**SHORT EXERCISE**
Quote the listing below in full and exactly as written, but omit every picture.

**SOURCE EXCERPT**
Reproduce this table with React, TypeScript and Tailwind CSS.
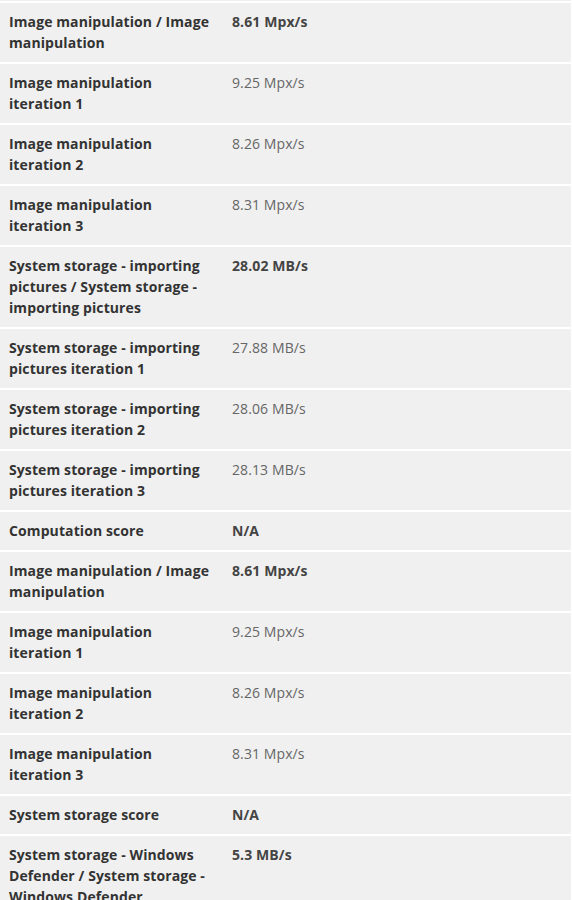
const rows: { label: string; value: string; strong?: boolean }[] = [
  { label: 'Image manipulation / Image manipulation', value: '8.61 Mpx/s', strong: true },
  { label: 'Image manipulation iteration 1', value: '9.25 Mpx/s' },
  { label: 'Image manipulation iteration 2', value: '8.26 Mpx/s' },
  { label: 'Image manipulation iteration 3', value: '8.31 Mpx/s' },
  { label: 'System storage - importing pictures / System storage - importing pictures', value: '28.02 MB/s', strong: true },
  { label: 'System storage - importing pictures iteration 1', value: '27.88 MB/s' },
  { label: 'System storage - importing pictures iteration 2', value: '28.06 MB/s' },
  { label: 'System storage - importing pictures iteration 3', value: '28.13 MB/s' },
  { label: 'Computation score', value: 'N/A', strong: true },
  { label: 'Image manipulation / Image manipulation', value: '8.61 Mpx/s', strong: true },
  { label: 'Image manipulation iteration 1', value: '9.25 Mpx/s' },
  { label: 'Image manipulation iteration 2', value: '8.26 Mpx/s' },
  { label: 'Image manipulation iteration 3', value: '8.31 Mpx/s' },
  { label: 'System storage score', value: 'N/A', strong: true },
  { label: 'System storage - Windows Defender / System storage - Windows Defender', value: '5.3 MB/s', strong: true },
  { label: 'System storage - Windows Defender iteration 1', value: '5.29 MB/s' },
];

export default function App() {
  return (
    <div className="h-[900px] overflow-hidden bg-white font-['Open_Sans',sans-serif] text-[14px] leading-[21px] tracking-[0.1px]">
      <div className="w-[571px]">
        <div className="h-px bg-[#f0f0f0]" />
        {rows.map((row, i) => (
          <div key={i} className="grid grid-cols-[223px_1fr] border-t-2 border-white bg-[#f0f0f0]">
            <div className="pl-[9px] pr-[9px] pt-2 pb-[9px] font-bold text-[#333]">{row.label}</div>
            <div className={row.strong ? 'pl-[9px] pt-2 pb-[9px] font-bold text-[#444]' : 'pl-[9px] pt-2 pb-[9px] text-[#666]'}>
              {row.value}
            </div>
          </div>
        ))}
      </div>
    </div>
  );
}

**ANSWER IN FULL**
Reproduce this table with React, TypeScript and Tailwind CSS.
const rows: { label: string; value: string; strong?: boolean }[] = [
  { label: 'Image manipulation / Image manipulation', value: '8.61 Mpx/s', strong: true },
  { label: 'Image manipulation iteration 1', value: '9.25 Mpx/s' },
  { label: 'Image manipulation iteration 2', value: '8.26 Mpx/s' },
  { label: 'Image manipulation iteration 3', value: '8.31 Mpx/s' },
  { label: 'System storage - importing pictures / System storage - importing pictures', value: '28.02 MB/s', strong: true },
  { label: 'System storage - importing pictures iteration 1', value: '27.88 MB/s' },
  { label: 'System storage - importing pictures iteration 2', value: '28.06 MB/s' },
  { label: 'System storage - importing pictures iteration 3', value: '28.13 MB/s' },
  { label: 'Computation score', value: 'N/A', strong: true },
  { label: 'Image manipulation / Image manipulation', value: '8.61 Mpx/s', strong: true },
  { label: 'Image manipulation iteration 1', value: '9.25 Mpx/s' },
  { label: 'Image manipulation iteration 2', value: '8.26 Mpx/s' },
  { label: 'Image manipulation iteration 3', value: '8.31 Mpx/s' },
  { label: 'System storage score', value: 'N/A', strong: true },
  { label: 'System storage - Windows Defender / System storage - Windows Defender', value: '5.3 MB/s', strong: true },
  { label: 'System storage - Windows Defender iteration 1', value: '5.29 MB/s' },
];

export default function App() {
  return (
    <div className="h-[900px] overflow-hidden bg-white font-['Open_Sans',sans-serif] text-[14px] leading-[21px] tracking-[0.1px]">
      <div className="w-[571px]">
        <div className="h-px bg-[#f0f0f0]" />
        {rows.map((row, i) => (
          <div key={i} className="grid grid-cols-[223px_1fr] border-t-2 border-white bg-[#f0f0f0]">
            <div className="pl-[9px] pr-[9px] pt-2 pb-[9px] font-bold text-[#333]">{row.label}</div>
            <div className={row.strong ? 'pl-[9px] pt-2 pb-[9px] font-bold text-[#444]' : 'pl-[9px] pt-2 pb-[9px] text-[#666]'}>
              {row.value}
            </div>
          </div>
        ))}
      </div>
    </div>
  );
}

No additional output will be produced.